Corinne Hirsch, experte en égalité professionnelle et dirigeante du cabinet Aequiso, alerte sur certains travers dans les entreprises, qui évitent en fait de s’attaquer aux vraies inégalités…
Il y a 20 ou 30 ans, on s’est beaucoup centré sur cette question, et voici que cette thématique revient aujourd’hui… Pour moi, ce sujet est presque mineur par rapport aux freins organisationnels et structurels, liés aux différences entre les sexes et au sexisme en général. Travailler sur la grossesse a été une façon de ne pas réfléchir à l’organisation et de ne pas travailler sur le fond. Qu’aujourd’hui ce sujet revienne me provoque une certaine inquiétude, notamment lorsque j’ai entendu dernièrement que les entreprises travaillaient sur les 3 M – maternité, menstruation, ménopause. C’est un piège. Le risque est de « ré-essentialiser » les femmes autour de leur ventre… Notre combat a été de dire que la grossesse représente six ou sept semaines de congé, pris en moyenne deux fois dans une vie professionnelle. Cela ne peut donc pas être le seul fondement des inégalités. Cependant, il est indéniable qu’il y a bien une présomption permanente vis-à-vis des femmes, liée à leur possible maternité, mais nous remarquons que les écarts de salaires touchent aussi les femmes qui n’ont pas d’enfants et qui, en fin de carrière, ont toujours un salaire inférieur aux hommes. En d’autres termes, les inégalités au travail ne sont pas liées principalement à cette période de la vie. Il faut souligner en revanche qu’il manque entre 300 et 5 000 places d’accueil de la petite enfance. Tant que l’on n’aura pas trouvé une solution, les femmes seront obligées de compenser, particulièrement celles qui ont des faibles revenus et qui ne peuvent pas s’adjoindre les services d’une personne qui va les aider. Elles sont souvent obligées de partir en congé parental subi.
Le droit à l’augmentation salariale des femmes au retour de la maternité est inscrit dans la loi. Or un très grand nombre d’entreprises affichent un mauvais score, zéro, souvent, sur ce critère dans l’Index de l’égalité. Certaines découvrent même que c’est obligatoire, et pis, d’autres déclarent qu’elles ne comprennent pas pourquoi une femme qui n’a pas été en poste pendant une période donnée serait augmentée. Paradoxalement, lorsque les entreprises se préoccupent de l’égalité au travail, elles commencent souvent par ce que j’appelle le plus simple, c’est-à-dire faciliter les temps de vie, le temps partiel, le congé parental, la non-discrimination sur la prise de congés avec les congés parentaux, l’interdiction des réunions avant 9 heures ou après 18 heures. Mon rôle est de leur dire : « C’est très bien, mais occupons-nous du reste ». J’ai accompagné une entreprise qui n’arrivait pas à signer son accord égalité parce qu’il y avait un blocage interne sur le fait d’attribuer des places de stationnement proches de l’entrée de l’entreprise aux femmes enceintes, réservées à la direction. Pourtant, toutes les femmes qui ont été enceintes vous diront qu’elles sont tout à fait capables de marcher, et que c’est même souvent conseillé par leur médecin ! Malgré la bienveillance, on passe à côté du vrai sujet et pendant ce temps, on ne travaille pas assez sur les leviers structurels.

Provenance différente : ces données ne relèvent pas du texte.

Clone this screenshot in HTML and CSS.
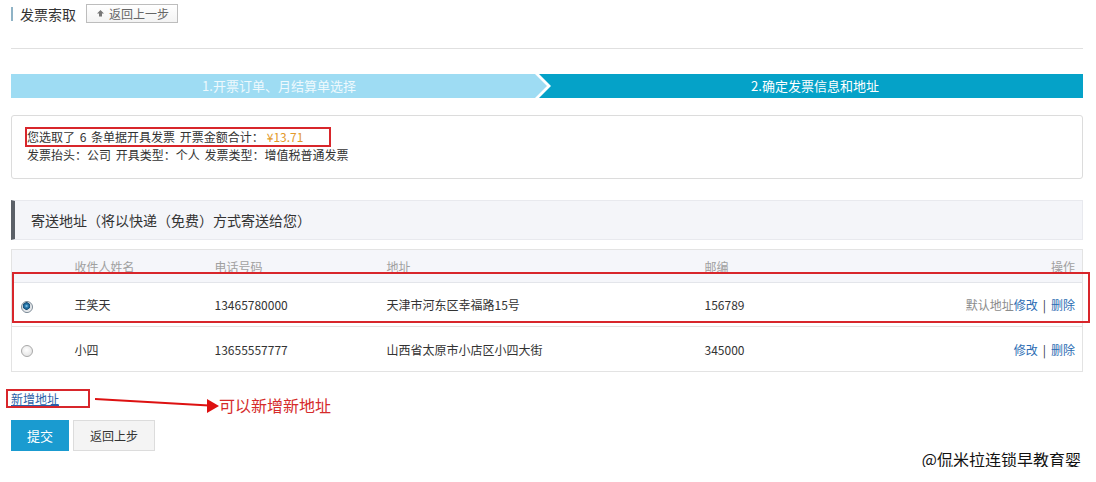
FILE: index.html
```html
<!DOCTYPE html>
<html lang="zh-CN">
<head>
    <meta charset="UTF-8">
    <title>发票索取</title>
    <link rel="stylesheet" href="styles.css">
</head>
<body>
    <div class="page">
        <div class="page-head">
            <span class="head-mark"></span>
            <h2 class="head-title">发票索取</h2>
            <a href="javascript:;" class="head-back">
                <svg width="9" height="9" viewBox="0 0 9 9"><path d="M4.5 1 L1 4.5 H3 V7.5 H6 V4.5 H8 Z" fill="#777"/></svg>
                返回上一步
            </a>
        </div>
        <div class="line"></div>

        <!-- 步骤条 -->
        <div class="steps">
            <div class="step step-done">1.开票订单、月结算单选择</div>
            <div class="step step-on">2.确定发票信息和地址</div>
        </div>

        <div class="info">
            <div class="info-line"><span class="mark">您选取了 6 条单据开具发票 开票金额合计：<em class="money">¥13.71</em></span></div>
            <div class="info-line">发票抬头：公司 开具类型：个人 发票类型：增值税普通发票</div>
        </div>

        <div class="sec-title">寄送地址（将以快递（免费）方式寄送给您）</div>

        <div class="addr-wrap">
            <table class="addr-table">
                <colgroup>
                    <col style="width:63px">
                    <col style="width:140px">
                    <col style="width:172px">
                    <col style="width:318px">
                    <col style="width:200px">
                    <col>
                </colgroup>
                <thead>
                    <tr>
                        <th></th>
                        <th>收件人姓名</th>
                        <th>电话号码</th>
                        <th>地址</th>
                        <th>邮编</th>
                        <th class="op">操作</th>
                    </tr>
                </thead>
                <tbody>
                    <tr>
                        <td><span class="radio checked"></span></td>
                        <td>王笑天</td>
                        <td>13465780000</td>
                        <td>天津市河东区幸福路15号</td>
                        <td>156789</td>
                        <td class="op"><span class="def">默认地址</span><a href="javascript:;">修改</a><span class="sep">|</span><a href="javascript:;">删除</a></td>
                    </tr>
                    <tr>
                        <td><span class="radio"></span></td>
                        <td>小四</td>
                        <td>13655557777</td>
                        <td>山西省太原市小店区小四大街</td>
                        <td>345000</td>
                        <td class="op"><a href="javascript:;">修改</a><span class="sep">|</span><a href="javascript:;">删除</a></td>
                    </tr>
                </tbody>
            </table>
            <div class="row-mark"></div>
        </div>

        <div class="add-row">
            <span class="add-box"><a href="javascript:;" class="add-link">新增地址</a></span>
            <svg class="add-arrow" width="124" height="26" viewBox="0 0 124 26">
                <line x1="0" y1="10" x2="114" y2="16.5" stroke="#d11" stroke-width="2"/>
                <path d="M112 10 L124 17 L112 24 Z" fill="#d11"/>
            </svg>
            <span class="add-tip">可以新增新地址</span>
        </div>

        <div class="btns">
            <a href="javascript:;" class="btn btn-blue">提交</a>
            <a href="javascript:;" class="btn btn-gray">返回上步</a>
        </div>
        <div class="sign">@侃米拉连锁早教育婴</div>
    </div>
</body>
</html>
```

FILE: styles.css
```css
* {
    margin: 0;
    padding: 0;
    box-sizing: border-box;
}

body {
    font-family: "Noto Sans CJK SC", "Liberation Sans", sans-serif;
    font-size: 12px;
    color: #333;
    background: #fff;
}

a {
    text-decoration: none;
    color: #2b6cb3;
}

em {
    font-style: normal;
}

.page {
    padding: 0 13px 0 11px;
}

.page-head {
    display: flex;
    align-items: center;
    height: 27px;
}

.head-mark {
    width: 2px;
    height: 14px;
    background-color: #8fb3c6;
}

.head-title {
    margin-left: 7px;
    font-size: 14px;
    font-weight: normal;
    line-height: 20px;
    color: #333;
}

.head-back {
    display: flex;
    align-items: center;
    gap: 4px;
    margin-left: 10px;
    width: 92px;
    height: 19px;
    padding-left: 9px;
    border: 1px solid #bdbdbd;
    background: linear-gradient(#fff, #f3f3f3);
    color: #666;
    line-height: 17px;
}

.line {
    margin-top: 21px;
    height: 1px;
    background-color: #e0e0e0;
}

/* 步骤条 */
.steps {
    display: flex;
    margin-top: 25px;
    height: 24px;
    line-height: 24px;
    font-size: 13px;
    text-align: center;
}

.step {
    position: relative;
}

.step-done {
    width: 524px;
    padding-left: 12px;
    background-color: #9edcf3;
    color: #eef9fd;
    z-index: 1;
}

.step-done::before,
.step-done::after {
    content: "";
    position: absolute;
    top: 0;
    left: 100%;
    height: 24px;
}

.step-done::before {
    width: 16px;
    background-color: #fff;
    clip-path: polygon(0 0, 4px 0, 16px 50%, 4px 100%, 0 100%);
}

.step-done::after {
    width: 12px;
    background-color: #9edcf3;
    clip-path: polygon(0 0, 12px 50%, 0 100%);
}

.step-on {
    flex: 1;
    background-color: #05a2c8;
    color: #fff;
    padding-left: 12px;
}

.info {
    margin-top: 17px;
    padding: 12px 15px 14px;
    border: 1px solid #dcdcdc;
    border-radius: 3px;
    line-height: 18px;
    word-spacing: 2px;
}

.info-line {
    height: 18px;
}

.mark {
    display: inline-block;
    vertical-align: top;
    line-height: 16px;
    margin: -1px 0 -1px -2px;
    padding-right: 26px;
    border: 2px solid #d8262b;
}

.money {
    color: #e39a2a;
    margin-left: 3px;
}

.sec-title {
    margin-top: 21px;
    height: 40px;
    line-height: 38px;
    padding-left: 16px;
    font-size: 14px;
    background-color: #f4f5f9;
    border: 1px solid #e8e9ee;
    border-left: 4px solid #5b6068;
}

.addr-wrap {
    position: relative;
    margin-top: 9px;
}

.addr-table {
    width: 100%;
    table-layout: fixed;
    border-collapse: collapse;
    border: 1px solid #e3e3e3;
}

.addr-table th {
    height: 33px;
    text-align: left;
    font-weight: normal;
    color: #a0a0a0;
    background-color: #f5f6fa;
    border-bottom: 1px solid #e3e5ea;
}

.addr-table td {
    height: 45px;
    border-bottom: 1px solid #e3e3e3;
}

.addr-table tbody tr:first-child td {
    height: 44px;
}

.addr-table td:first-child {
    padding-left: 9px;
}

.addr-table .op {
    text-align: right;
    padding-right: 7px;
}

.def {
    color: #8c8c8c;
}

.sep {
    padding: 0 5px;
    color: #333;
}

.radio {
    display: inline-block;
    vertical-align: middle;
    width: 12px;
    height: 12px;
    border-radius: 50%;
    border: 1px solid #a9a9a9;
    background: radial-gradient(circle at 45% 40%, #fff 0, #e4e4e4 80%);
}

.radio.checked {
    border-color: #7d8b97;
    background: radial-gradient(circle at 45% 40%, #9fd4f0 0, #2b7fb4 1.5px, #164f78 3.5px, #d8dde2 4px, #f4f4f4 6px);
}

/* 标注框 */
.row-mark {
    position: absolute;
    left: 1px;
    top: 23px;
    width: 1078px;
    height: 51px;
    border: 2px solid #d8262b;
    pointer-events: none;
}

.add-row {
    display: flex;
    align-items: flex-start;
    margin-top: 17px;
}

.add-box {
    display: block;
    width: 84px;
    height: 19px;
    margin-left: -5px;
    padding-left: 3px;
    border: 2px solid #d8262b;
    line-height: 15px;
}

.add-link {
    color: #2b5fa8;
    text-decoration: underline;
}

.add-arrow {
    margin-left: 5px;
}

.add-tip {
    margin-top: 6px;
    font-size: 16px;
    line-height: 20px;
    color: #d52b2b;
}

.btns {
    display: flex;
    gap: 4px;
    margin-top: 5px;
}

.btn {
    display: block;
    height: 31px;
    line-height: 31px;
    text-align: center;
}

.btn-blue {
    width: 58px;
    background-color: #1a9bd0;
    color: #fff;
    font-size: 13px;
}

.btn-gray {
    width: 82px;
    background-color: #f4f4f4;
    border: 1px solid #dcdcdc;
    line-height: 29px;
    color: #333;
}

.sign {
    text-align: right;
    padding-right: 2px;
    font-size: 16px;
    line-height: 16px;
    color: #111;
}
```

Nous glissons en effet vers une notion de parentalité très normative, et qui, paradoxalement, enferme aussi les hommes. Sont mis en avant l’aide au temps partiel le mercredi ou le congé parental – comme si c’était une évidence que pour bien s’occuper de ses enfants, il fallait s’arrêter de travailler ! Et l’on enferme d’ailleurs aussi les hommes dans cette notion. Mais des milliers d’enfants grandissent bien alors que leurs parents travaillent cinq jours par semaine. Bref, la pression sociale sur ce qu’est « une bonne mère » est effarante. Attention au risque d’un retour en arrière ! Même si, évidemment, dans la panoplie des mesures pour l’égalité, il faut absolument qu’il y ait cette souplesse et cette compréhension, aussi bien dans l’entretien individuel avec le supérieur hiérarchique qu’avec les RH avant et après le congé maternité, ainsi que des accompagnements, c’est une question de bon sens. Mais il faut aller au-delà.